US stocks are slightly softer heading into the FOMC as the stimulus boost wanes, inflation fears grow, and the economic recovery shows signs of softening. A wrath of US economic data delivered a somewhat mixed picture for Fed policy, but mostly confirmed a wait-and-see approach for the Fed.
Consumer activity is falling as prices continue to rise and as money heads into the service sector. Retail sales (ex-auto) in May showed an unexpected decline of 0.7%, a big miss of the expected 0.4% gain. The car market is still filled inflated prices and many consumers are content waiting till the end of year to buy a car. Less stimulus, slowing car demand, and pricing pressures helped deliver a headline drop of 1.3%. Upward revisions occurred across all of the April retail sales readings, so that should help with the second quarter growth readings.
Big increases with producer prices in May supported the growing argument that the US consumer is going to see higher prices in the near future. The 6.6% annual surge in PPI was the largest on record and provides further ammunition for businesses to pass on higher costs to the consumer. The argument that this rise in pricing pressures will be transitory still holds. The majority of the May increases for final demand looks like it could be temporary as the chip shortage should be rectified in the coming months and as many commodities have started to pullback.
The June Empire State Manufacturing survey declined but is still showing strength. New orders dropped from 28.9 to 16.3, while Shipments fell 29.7 to 14.2. Transitory inflation bettors pounded their chests after seeing both prices paid and received drop a few percentage points. This survey will closely be compared across the other regional surveys and if a repeat happens next month that will start to draw more attention over a slower recovery and nearing a possible peak in pricing pressures.
The dollar was mixed against its major trading partners as commodity currencies continue to slide and the euro was bolstered after Germany’s CPI report showed inflation continues to rally above the ECB’s inflation target.
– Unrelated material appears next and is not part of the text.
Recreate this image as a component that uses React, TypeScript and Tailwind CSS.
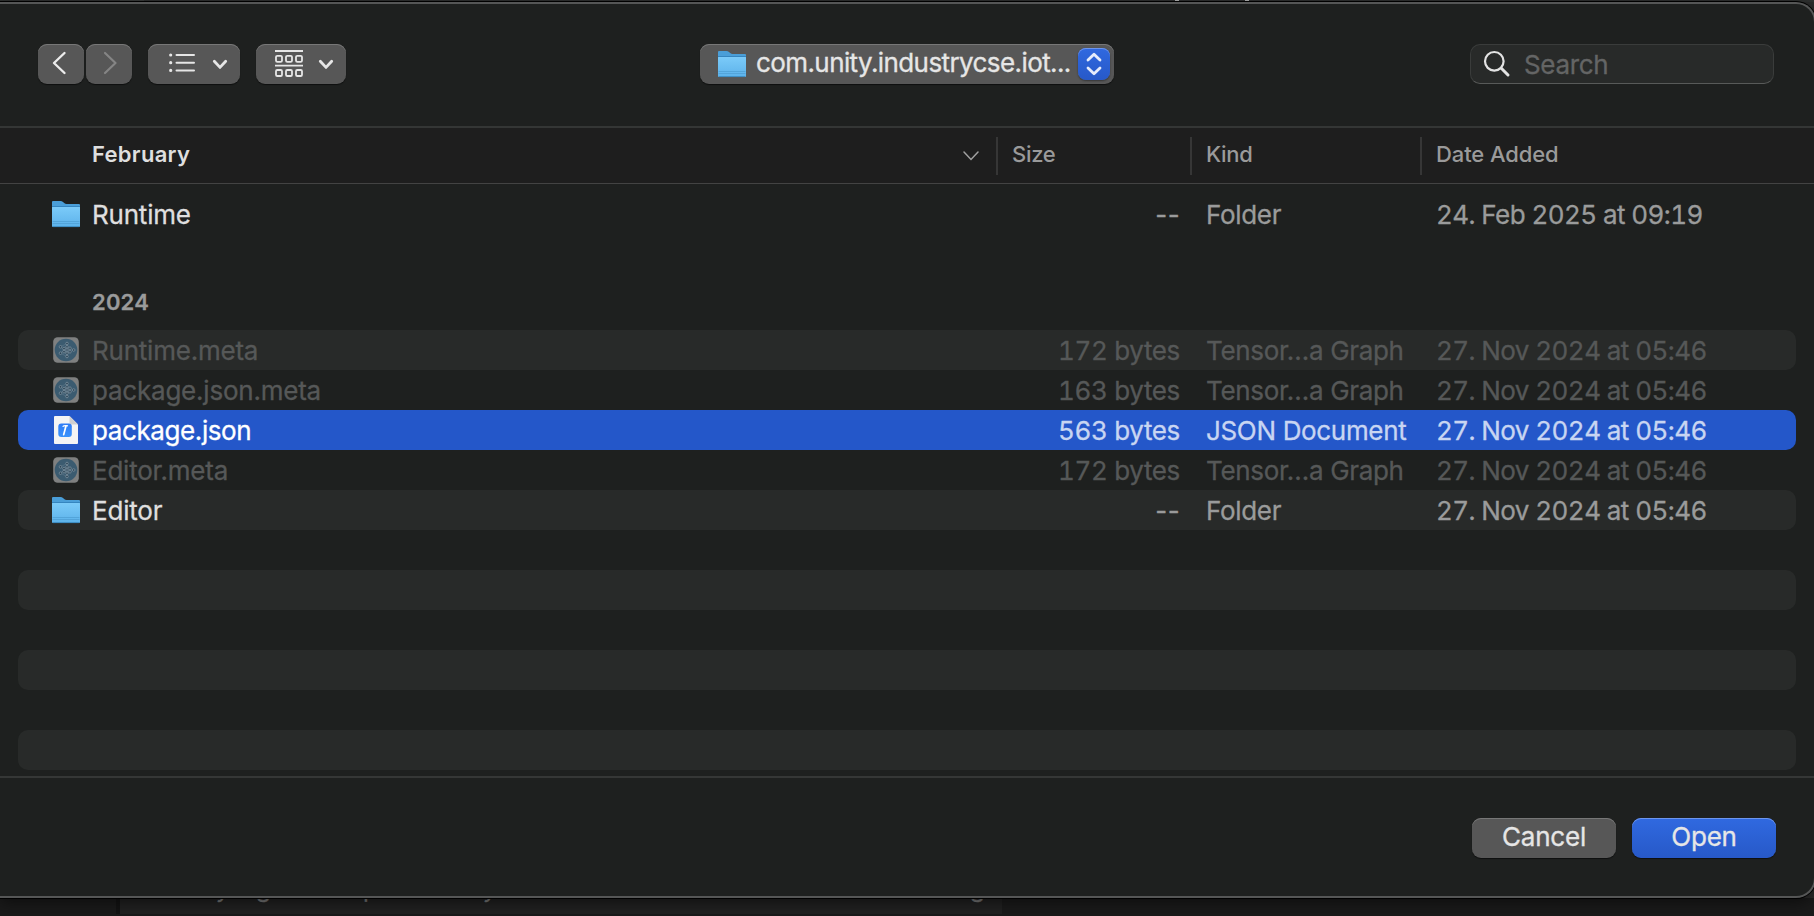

The Bundesbank also raised their inflation outlook for this year to 2.6% and noted they would not be surprised to see it reach 4% by year end. Higher yields and a slightly risk-off tone is driving some flows into the dollar.
The dollar was unfazed after a strong 20-year auction. Investors fought to get their hands on 20-year bonds which means many are expecting lower bond yields for a lot longer.
Even non-energy traders are placing bets that oil prices will continue to rise. Everyone is turning overly bullish with crude prices. Energy stocks have outperformed this year as oil prices hardly show any signs of slowing down. The crude demand outlook is very robust as recoveries across the US, Europe and Asia, will have demand return to pre-COVID levels in the second half of next year. With the lack of investment in new wells leaving this market very sensitive to spikes in oil prices on any unforeseen disruptions.
Oil prices continue to extend higher into overbought territory but that could end if the Fed delivers a less dovish tone tomorrow that sends the dollar tentatively higher. WTI crude should struggle to extend gains well beyond the $72.00 level.
Gold’s gotten beaten up ahead of the FOMC policy decision as investors are pricing in a major pivot from the Fed. While traders are divided over the inflation debate, most agree that now is the time to talk about reducing asset purchases. Heading into this Fed meeting a ton of dovishness has already been priced in so many gold traders have been quick to lock in profits.
The Fed will finally start to talk about tapering, but that probably won’t actually happen until the very end of this year if not early next. Gold volatility will remain elevated throughout the initial reaction and days post-Fed. The Fed will likely remain in wait-and-see mode with both inflation and the labor market recovery for the next few months and that should be supportive for inflows into gold. Gold’s path back towards the $2000 level should remain intact even if they signal tapering in late August (Jackson Hole Symposium)/September, with it actually happening in December. The Fed’s not ready to abandon its ultra-accommodative stance just yet and that should keep gold bulls happy.
While the rest of Wall Street struggles to lock in any meaningful positions ahead of the Fed, Bitcoin bulls have been louder than ever that crypto fundamentals have shifted back to bullishness. A plethora of endorsements from Musk and Tudor Jones, successful offerings from MicroStrategy, and the first network update in four years have helped Bitcoin rally back around the $40,000 level.
Bitcoin has had a good week, as investors become more optimistic that ESG concerns will quickly be addressed in the coming months, smart contracts may launch in November following the Taproot upgrade, and as crypto traders anticipate upcoming regulations will likely lead to a consolidation of cryptocurrencies that should benefit the dominant players.
Heading into the FOMC, Bitcoin could see limited downward pressure if a less dovish Fed sends the dollar bouncing back. Bitcoin has shown it is reading to rally beyond the $30,000 to $40,000 trading range. Post any Fed driven weakness, Bitcoin should find the $42,500 as the next key resistance level.
This article is for general information purposes only. It is not investment advice or a solution to buy or sell securities.